Convergent Plates Lesson Plan:
Mountain Building and Subduction
The Convergent Plates Lesson Plan demonstrates what happens when tectonic plates are crashing into each other and explains Mountain Building and Subduction.
Direct Aims:
- To understand what happens
when tectonic plates converge
- To observe landforms that
have occurred from convergence
Materials:
- For Telephone Book
Demonstration: Two phone books for each pair of students
- For Cookie Subduction Model:
Enough sandwich-style cookies to have one for each
student
Lesson: (Note:
Italicized words are suggestions for language to use during the
lesson.)
When the plates of the earth’
s surface collide two things can happen:
- The layers push against
each other. Folds occur or mountains rise up.
Demonstration: Telephone
Book Mountains
Place two phone books on
a table with pages facing
Push the phone books
together (convergence)
Observe what happens to
the pages.
Compare this to mountain
building at convergent boundaries.
-
One layer, the heavier of
the two, goes under the other. This is called subduction. The layer
that goes under gets very hot because it is closer to the hot center
of the earth. Pockets of magma may get pushed up and the hot magma
can have an effect on the rocks that are going under the top layer.
Demonstration: Cookie
Subduction Model
(Note: this could be
done in a separate lesson about subduction.)
Take apart a
sandwich-style cookie with a cream center.
Using the half that has
the cream on top, put the cookie just under your two front
teeth.

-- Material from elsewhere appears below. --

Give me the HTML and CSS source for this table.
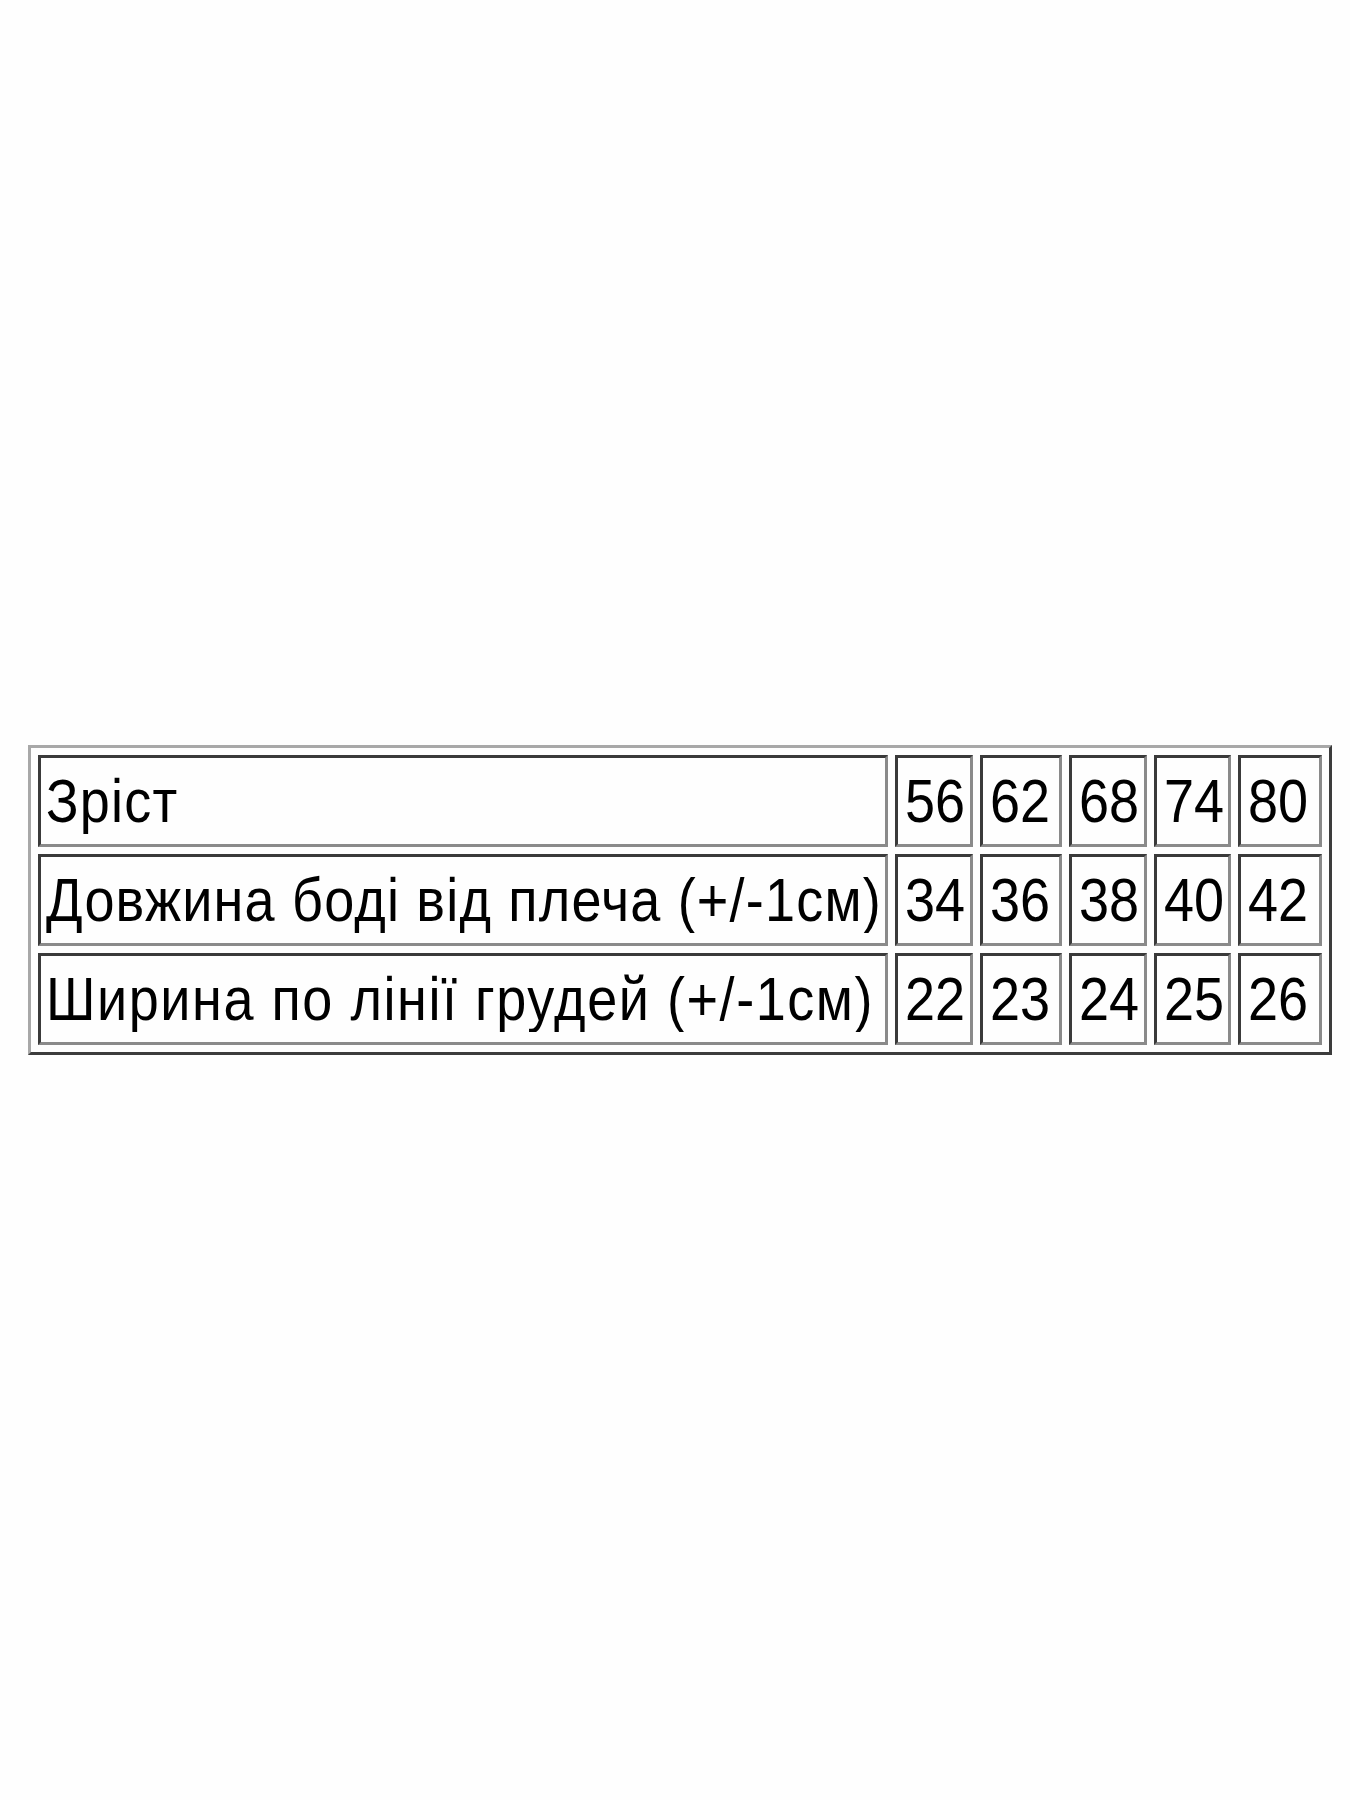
FILE: index.html
```html
<!DOCTYPE html>
<html lang="uk">
<head>
<meta charset="utf-8">
<title>Таблиця розмірів</title>
<link rel="stylesheet" href="styles.css">
</head>
<body>
<main class="page">
  <table class="sizes">
    <tr>
      <td class="label"><span class="txt">Зріст</span></td>
      <td class="num c1"><span class="txt">56</span></td>
      <td class="num c2"><span class="txt">62</span></td>
      <td class="num c3"><span class="txt">68</span></td>
      <td class="num c4"><span class="txt">74</span></td>
      <td class="num c5"><span class="txt">80</span></td>
    </tr>
    <tr>
      <td class="label"><span class="txt">Довжина боді від плеча (+/-1см)</span></td>
      <td class="num c1"><span class="txt">34</span></td>
      <td class="num c2"><span class="txt">36</span></td>
      <td class="num c3"><span class="txt">38</span></td>
      <td class="num c4"><span class="txt">40</span></td>
      <td class="num c5"><span class="txt">42</span></td>
    </tr>
    <tr>
      <td class="label label-wide"><span class="txt">Ширина по лінії грудей (+/-1см)</span></td>
      <td class="num c1"><span class="txt">22</span></td>
      <td class="num c2"><span class="txt">23</span></td>
      <td class="num c3"><span class="txt">24</span></td>
      <td class="num c4"><span class="txt">25</span></td>
      <td class="num c5"><span class="txt">26</span></td>
    </tr>
  </table>
</main>
</body>
</html>
```

FILE: styles.css
```css
html, body {
  margin: 0;
  padding: 0;
  background: #fefefe;
}

.page {
  padding: 745px 0 0 28px;
  min-height: 1800px;
  box-sizing: border-box;
}

.sizes {
  width: 1304px;
  table-layout: fixed;
  border-collapse: separate;
  border-spacing: 7px;
  border-style: solid;
  border-width: 3px;
  border-color: #a8a8a8 #3c3c3c #3c3c3c #a8a8a8;
  font-family: "Liberation Sans", Arial, sans-serif;
  font-size: 54px;
  color: #000;
}

.sizes td {
  height: 92px;
  box-sizing: border-box;
  border-style: solid;
  border-width: 3px;
  border-color: #3a3a3a #8a8a8a #8a8a8a #3a3a3a;
  padding: 0 4px 0 6px;
  white-space: nowrap;
  vertical-align: middle;
  line-height: 1;
}

.sizes .label {
  width: auto;
  padding-left: 5px;
  letter-spacing: 1.2px;
}

.sizes .label-wide {
  letter-spacing: 1.55px;
}

.sizes .num {
  padding: 0 0 0 7px;
}

.sizes .c1 { width: 78px; }
.sizes .c2 { width: 82px; }
.sizes .c3 { width: 78px; }
.sizes .c4 { width: 77px; }
.sizes .c5 { width: 84px; }

.txt {
  display: inline-block;
  transform: scaleY(1.12);
  transform-origin: 50% 60%;
}
```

Your front teeth
represent one tectonic plate and the cookie represents the
other.
Slowly push the cookie
toward the inside of your mouth, while the cream filling is
jammed up against your front
teeth.
Have a friend tell you
what is happening to the filling. (It is folding up against
your teeth while the cookie
is being subducted below.
Explanation for the
Teacher/Science behind the work:
When two plates crash together it
is called a convergent boundary. Because plates only move a few
centimeters each year, collisions are slow and last for millions of
years.
Oceanic plates tend to be heavier
than continental plates. Therefore, when an oceanic plate converges
with a continental plate, the oceanic plate tends to be forced under
the continental plate, or subducted under the continental plate. When
a plate is subducted, a trench occurs as one plate dives below
another. The rock in this plate melts as it approaches the depths of
the mantle. Earthquakes occur. Volcanoes form to release the molten
rock to the surface.
Statement: When
plates converge, mountains and trenches form. Earthquakes occur in
these areas as the plates move together. Subducted plates melt and
the molten rock is released to the surface through volcanoes.